Abraham Lincoln would be a Democrat today.

John Schaefer

Glendale

*

Republicans can sleep well tonight knowing that Bush ushered in "the era of preemptive war." During the Cold War of the 1960s we worried about events and negotiations "leading up to war." No need to worry anymore: Preemptive war means that you don't reason, you don't need to negotiate, you start dropping bombs.

Question: Is there any nation on Earth that would dare drop bombs on us? Preemptively? Ever? Guarantee it? Thanks, President Bush, you made the rules of engagement a lot simpler.

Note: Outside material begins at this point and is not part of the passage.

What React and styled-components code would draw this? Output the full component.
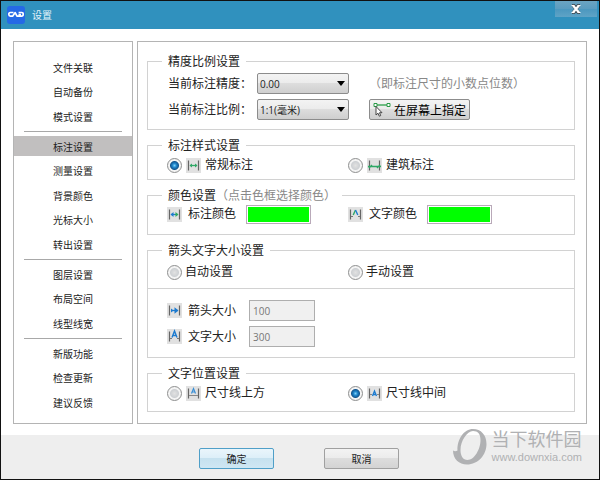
import { useState } from 'react';
import styled, { createGlobalStyle } from 'styled-components';

const GlobalStyle = createGlobalStyle`
  * {
    box-sizing: border-box;
  }

  body {
    margin: 0;
    font-family: "Open Sans", "Noto Sans CJK SC", sans-serif;
    font-size: 12px;
    line-height: 16px;
    color: #222;
  }

  button, input, select {
    font-family: inherit;
    color: inherit;
    margin: 0;
  }
`;

const Window = styled.div`
  position: relative;
  display: flex;
  flex-direction: column;
  min-height: 100vh;
  border: 1px solid #111;
  background: #fff;
`;

const TitleBar = styled.header`
  display: flex;
  align-items: center;
  height: 28px;
  padding-left: 6px;
  background: #3091be;
`;

const Title = styled.h1`
  flex: 1;
  margin: 0 0 0 7px;
  font-size: 10px;
  font-weight: normal;
  color: #e4f3fa;
`;

const CloseButton = styled.button`
  display: flex;
  align-items: center;
  justify-content: center;
  align-self: flex-start;
  width: 42px;
  height: 16px;
  margin-right: 2px;
  padding: 0;
  border: 0;
  background: linear-gradient(#6ba4c2, #5a9cc0 50%, #4b97bf 50%, #5fa3c6);
`;

const Body = styled.div`
  display: flex;
  flex: 1;
  gap: 4px;
  padding: 12px 12px 11px;
`;

const Sidebar = styled.nav`
  display: flex;
  width: 120px;
  padding: 15px 0 11px;
  border: 1px solid #b4b4b4;
`;

const Menu = styled.ul`
  display: flex;
  flex: 1;
  flex-direction: column;
  justify-content: space-between;
  margin: 0;
  padding: 0;
  list-style: none;
`;

const MenuButton = styled.button`
  display: block;
  width: 100%;
  height: 20px;
  padding: 0;
  border: 0;
  background: ${props => props.$active ? '#c1bfbf' : 'transparent'};
  font-size: 10px;
  text-align: center;
`;

const Separator = styled.li`
  height: 1px;
  margin: 0 10px;
  background: #a8a8a8;
`;

const Panel = styled.main`
  display: flex;
  flex: 1;
  flex-direction: column;
  gap: 6px;
  padding: 10px 11px 10px 9px;
  border: 1px solid #b4b4b4;
`;

const Group = styled.fieldset`
  min-width: 0;
  margin: 0;
  padding: ${props => props.$top || 0}px 0 ${props => props.$bottom || 0}px;
  border: 1px solid #d2d2d2;
`;

const Legend = styled.legend`
  margin-left: 14px;
  padding: 2px 6px 0;
  line-height: 16px;
`;

const Hint = styled.span`
  color: #888;
`;

const PrecisionGrid = styled.div`
  display: grid;
  grid-template-columns: auto auto 1fr;
  align-items: center;
  justify-items: start;
  gap: 5px 0;
  padding-left: 20px;
`;

const SelectBox = styled.div`
  position: relative;
  width: 92px;
  margin: 0 20px 0 5px;

  &::after {
    content: "";
    position: absolute;
    top: 8px;
    right: 4px;
    border: 4px solid transparent;
    border-top: 5px solid #000;
    border-bottom: 0;
    pointer-events: none;
  }
`;

const Select = styled.select`
  display: block;
  width: 100%;
  height: 21px;
  padding: 0 2px;
  appearance: none;
  border: 1px solid #8c8c8c;
  border-radius: 2px;
  background: linear-gradient(#f3f3f3, #ebebeb 50%, #dddddd 50%, #cfcfcf);
  font-size: 10px;
`;

const PickButton = styled.button`
  display: flex;
  align-items: center;
  gap: 3px;
  height: 21px;
  padding: 0 3px;
  border: 1px solid #8c8c8c;
  border-radius: 2px;
  background: linear-gradient(#f3f3f3, #ebebeb 50%, #dddddd 50%, #cfcfcf);
  font-size: 12px;
  color: #000;
`;

const Columns = styled.div`
  display: grid;
  grid-template-columns: 4fr 5fr;
  padding-left: 19px;
`;

const Option = styled.label`
  display: flex;
  align-items: center;
  gap: ${props => props.$tight ? 3 : 4}px;
  height: 16px;
`;

const Radio = styled.input`
  width: 15px;
  height: 15px;
  appearance: none;
  border: 1px solid #8e8f8f;
  border-radius: 50%;
  background: ${props => props.checked
    ? 'radial-gradient(circle, #7fd0f7 0, #1f86cc 2px, #14568f 4px, #f4f4f4 5px)'
    : 'radial-gradient(circle, #e2e2e2 0, #cdd0d3 4px, #f4f4f4 5px)'};
`;

const Field = styled.div`
  display: flex;
  align-items: center;
  gap: 6px;
  height: ${props => props.$height}px;
`;

const Swatch = styled.button`
  width: 65px;
  height: 19px;
  margin-left: 4px;
  padding: 1px;
  border: 1px solid #b9a9b9;
  background: #0f0 content-box;
`;

const SizeFields = styled.div`
  display: flex;
  flex-direction: column;
  gap: 5px;
  margin-top: 8px;
  padding: 11px 0 0 19px;
  border-top: 1px solid #d2d2d2;
`;

const SizeInput = styled.input`
  width: 66px;
  height: 21px;
  margin-left: 7px;
  padding: 0 3px;
  border: 1px solid #aeaeae;
  border-radius: 0;
  background: #f0f0f0;
  font-size: 10px;

  &:disabled {
    color: #777;
  }
`;

const Footer = styled.footer`
  display: flex;
  justify-content: center;
  gap: 50px;
  height: 44px;
  padding: 13px 2px 0 0;
  background: #eee;
`;

const FooterButton = styled.button`
  width: 75px;
  height: 21px;
  padding: 0;
  border: 1px solid ${props => props.$primary ? '#4f9fc8' : '#a0a0a0'};
  border-radius: 2px;
  background: ${props => props.$primary
    ? 'linear-gradient(#eaf5fb, #dceef8 50%, #c6e1ef 50%, #cfe7f3)'
    : 'linear-gradient(#f3f3f3, #ebebeb 50%, #dddddd 50%, #d3d3d3)'};
  font-size: 10px;
`;

const Watermark = styled.div`
  position: absolute;
  right: 17px;
  bottom: 14px;
  display: flex;
  gap: 5px;
  color: #b0b1b3;
  pointer-events: none;
`;

const WatermarkName = styled.div`
  font-size: 18px;
  line-height: 20px;
`;

const WatermarkUrl = styled.div`
  font-family: "Liberation Sans", sans-serif;
  font-size: 11px;
  line-height: 16px;
`;

const Logo = () => (
  <svg width="18" height="18" viewBox="0 0 18 18" aria-hidden="true">
    <rect width="18" height="18" rx="3" fill="#2569e6" />
    <path
      d="M6.5 6.5H3.4Q1.8 6.5 1.8 8.3T3.4 10.2H5.6L8.2 6.6L10 10.2H14.6Q16.2 10.2 16.2 8.3T14.6 6.5H11.6M11.5 8.5H14"
      fill="none"
      stroke="#fff"
      strokeWidth="1.7"
      strokeLinejoin="round"
    />
  </svg>
);

const CloseIcon = () => (
  <svg width="12" height="10" viewBox="0 0 12 10" aria-hidden="true">
    <path d="M2 1.5H4L6 3.500L8 1.500H10M2 8.500H4L6 6.500L8 8.500H10M3 1.500L9 8.500M9 1.500L3 8.500" fill="none" stroke="#44525c" strokeWidth="3" />
    <path d="M3 1.5L9 8.5M9 1.5L3 8.5" stroke="#fff" strokeWidth="2.2" />
    <path d="M1.5 1.500H4.500M7.500 1.500H10.500M1.500 8.500H4.500M7.500 8.500H10.500" stroke="#fff" />
  </svg>
);

const PickIcon = () => (
  <svg width="18" height="15" viewBox="0 0 18 15" aria-hidden="true">
    <path d="M3 3H15" stroke="#3aa655" strokeWidth="1.4" />
    <path d="M1 1.5h3v3h-3zM14 1.5h3v3h-3z" fill="#fff" stroke="#2a9a47" />
    <path d="M3 4.5V13L5 11.200L6.300 14.200L7.700 13.600L6.500 10.700H9Z" fill="#fff" stroke="#444" />
  </svg>
);

const marks = {
  normal: (
    <>
      <path d="M4 7.5H11" stroke="#2fa866" strokeWidth="1.3" />
      <path d="M3.5 7.5l2.500-2v4zM11.500 7.500l-2.500-2v4z" fill="#2fa866" />
    </>
  ),
  building: (
    <path d="M1 8.500H14M2 10L5 7M10 10L13 7" stroke="#2fa866" strokeWidth="1.3" />
  ),
  lineColor: (
    <>
      <path d="M4 7.500H8" stroke="#1c7bd0" strokeWidth="1.3" />
      <path d="M8 7.500H11" stroke="#2fa866" strokeWidth="1.3" />
      <path d="M3.500 7.500l3-2.400v4.800z" fill="#1c7bd0" />
      <path d="M11.500 7.500l-3-2.400v4.800z" fill="#2fa866" />
    </>
  ),
  textColor: (
    <>
      <path d="M5.200 8L7.500 3" stroke="#2fa866" strokeWidth="1.4" />
      <path d="M7.500 3L9.800 8" stroke="#1c7bd0" strokeWidth="1.4" />
      <path d="M3 9.500H5M10 9.500H12" stroke="#777" />
    </>
  ),
  arrow: (
    <>
      <path d="M4 7.500H11" stroke="#1c7bd0" strokeWidth="1.3" />
      <path d="M11.500 7.500L7.500 4.300v6.400zM6.500 7.500l-2.500-2v4z" fill="#1c7bd0" />
    </>
  ),
  text: (
    <>
      <path d="M5 8.500L7.500 2L10 8.500M6 6.500H9" stroke="#1c7bd0" strokeWidth="1.4" fill="none" />
      <path d="M3 9.500H5M10 9.500H12" stroke="#777" />
    </>
  ),
  above: (
    <>
      <path d="M5.500 7.500L7.500 2.500L9.500 7.500M6.300 6H8.700" stroke="#3a8fd6" strokeWidth="1.200" fill="none" />
      <path d="M3 9.500H12" stroke="#888" />
    </>
  ),
  middle: (
    <>
      <path d="M5.500 10L7.500 5L9.500 10M6.300 8.500H8.700" stroke="#1c7bd0" strokeWidth="1.300" fill="none" />
      <path d="M3 8.500H5M10 8.500H12" stroke="#888" />
    </>
  ),
};

const DimensionIcon = ({ kind }) => (
  <svg width="15" height="15" viewBox="0 0 15 15" aria-hidden="true">
    <rect width="15" height="15" fill="#e1e1e1" />
    <path d="M2.500 2.500V12.500M12.500 2.500V12.500" stroke="#666" strokeWidth="1.200" />
    {marks[kind]}
  </svg>
);

const WatermarkLogo = () => (
  <svg width="34" height="36" viewBox="0 0 34 36" aria-hidden="true">
    <path
      fillRule="evenodd"
      fill="#b0b1b3"
      d="M20 0C28 0 33.500 6 33.500 15C33.500 26 25 35.500 14 35.500C6 35.500 0 30 0 21.500C1.500 22.500 3 22.500 4.500 21.500C4 10 11 0 20 0ZM20 2C14 2 7.500 12 7.500 21C7.500 27 10 31 14.500 31C21.500 31 27.500 20 27.500 11C27.500 5 25 2 20 2Z"
    />
  </svg>
);

const RadioOption = ({ name, label, icon, checked, onChange }) => (
  <Option $tight={!icon}>
    <Radio type="radio" name={name} checked={checked} onChange={onChange} />
    {icon && <DimensionIcon kind={icon} />}
    {label}
  </Option>
);

const RadioPair = ({ name, options, initial }) => {
  const [selected, setSelected] = useState(initial);

  return (
    <Columns>
      {options.map(({ label, icon }, i) => (
        <RadioOption
          key={label}
          name={name}
          label={label}
          icon={icon}
          checked={selected === i}
          onChange={() => setSelected(i)}
        />
      ))}
    </Columns>
  );
};

const menuGroups = [
  ['文件关联', '自动备份', '模式设置'],
  ['标注设置', '测量设置', '背景颜色', '光标大小', '转出设置'],
  ['图层设置', '布局空间', '线型线宽'],
  ['新版功能', '检查更新', '建议反馈'],
];

const App = () => {
  const [page, setPage] = useState('标注设置');

  return (
    <>
      <GlobalStyle />
      <Window>
        <TitleBar>
          <Logo />
          <Title>设置</Title>
          <CloseButton aria-label="关闭">
            <CloseIcon />
          </CloseButton>
        </TitleBar>

        <Body>
          <Sidebar>
            <Menu>
              {menuGroups.map((items, i) => [
                i > 0 && <Separator key={`separator-${i}`} role="separator" />,
                ...items.map(item => (
                  <li key={item}>
                    <MenuButton $active={item === page} onClick={() => setPage(item)}>
                      {item}
                    </MenuButton>
                  </li>
                )),
              ])}
            </Menu>
          </Sidebar>

          <Panel>
            <Group $top={3} $bottom={9}>
              <Legend>精度比例设置</Legend>
              <PrecisionGrid>
                <label htmlFor="precision">当前标注精度：</label>
                <SelectBox>
                  <Select id="precision">
                    <option>0.00</option>
                  </Select>
                </SelectBox>
                <Hint>（即标注尺寸的小数点位数）</Hint>

                <label htmlFor="scale">当前标注比例：</label>
                <SelectBox>
                  <Select id="scale">
                    <option>1:1(毫米)</option>
                  </Select>
                </SelectBox>
                <PickButton>
                  <PickIcon />
                  在屏幕上指定
                </PickButton>
              </PrecisionGrid>
            </Group>

            <Group $top={3} $bottom={6}>
              <Legend>标注样式设置</Legend>
              <RadioPair
                name="style"
                initial={0}
                options={[
                  { label: '常规标注', icon: 'normal' },
                  { label: '建筑标注', icon: 'building' },
                ]}
              />
            </Group>

            <Group $bottom={10}>
              <Legend>颜色设置<Hint>（点击色框选择颜色）</Hint></Legend>
              <Columns>
                <Field $height={20}>
                  <DimensionIcon kind="lineColor" />
                  <label htmlFor="line-color">标注颜色</label>
                  <Swatch id="line-color" />
                </Field>
                <Field $height={20}>
                  <DimensionIcon kind="textColor" />
                  <label htmlFor="text-color">文字颜色</label>
                  <Swatch id="text-color" />
                </Field>
              </Columns>
            </Group>

            <Group $top={5} $bottom={10}>
              <Legend>箭头文字大小设置</Legend>
              <RadioPair
                name="size"
                initial={null}
                options={[{ label: '自动设置' }, { label: '手动设置' }]}
              />
              <SizeFields>
                <Field $height={21}>
                  <DimensionIcon kind="arrow" />
                  <label htmlFor="arrow-size">箭头大小</label>
                  <SizeInput id="arrow-size" defaultValue="100" disabled />
                </Field>
                <Field $height={21}>
                  <DimensionIcon kind="text" />
                  <label htmlFor="text-size">文字大小</label>
                  <SizeInput id="text-size" defaultValue="300" disabled />
                </Field>
              </SizeFields>
            </Group>

            <Group $top={3} $bottom={10}>
              <Legend>文字位置设置</Legend>
              <RadioPair
                name="position"
                initial={1}
                options={[
                  { label: '尺寸线上方', icon: 'above' },
                  { label: '尺寸线中间', icon: 'middle' },
                ]}
              />
            </Group>
          </Panel>
        </Body>

        <Footer>
          <FooterButton $primary>确定</FooterButton>
          <FooterButton>取消</FooterButton>
        </Footer>

        <Watermark>
          <WatermarkLogo />
          <div>
            <WatermarkName>当下软件园</WatermarkName>
            <WatermarkUrl>www.downxia.com</WatermarkUrl>
          </div>
        </Watermark>
      </Window>
    </>
  );
};

export default App;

But have you made us safer?

I don't trust the era of preemptive war. I will vote for John Kerry.

John Mathews

Fullerton

*

Nice shot at attempting to minimize Sen. Zell Miller's stature in the Democratic Party. Keynote speaker in 1992 for Bill Clinton, but now he's a lightweight in your truly biased opinion (editorial, Sept. 2). When you see Bush's poll numbers increase significantly in the next few days, think Miller, and if all it takes is a summer intern to point out the true flaws of Kerry, well maybe they are all too obvious. As for Miller being vaudeville, well, vaudeville is dead, just like the Kerry campaign. Now Al Sharpton at the Democratic National Convention, that was true vaudeville.

Paul Chapey

Canyon Lake

*

Miller has a lot of gall. Because I support Kerry, Miller says I believe America is the problem, not the solution. How dare he put words into my mouth! My friend Joshua worked in the World Trade Center. Our president used his death as an excuse to invade a country that had nothing to do with 9/11. That offends me to the core of my soul.

Now, even more friends of mine, in Iraq, are at risk of dying, while Osama bin Laden remains free. I've never believed America is the problem. George Bush is the problem.

Miguel Munoz

Los Angeles

*

Talking about "girlie men" at the Republican convention, I haven't seen the use of so much Botox, hair dye and some nip and tucks since the Oscars.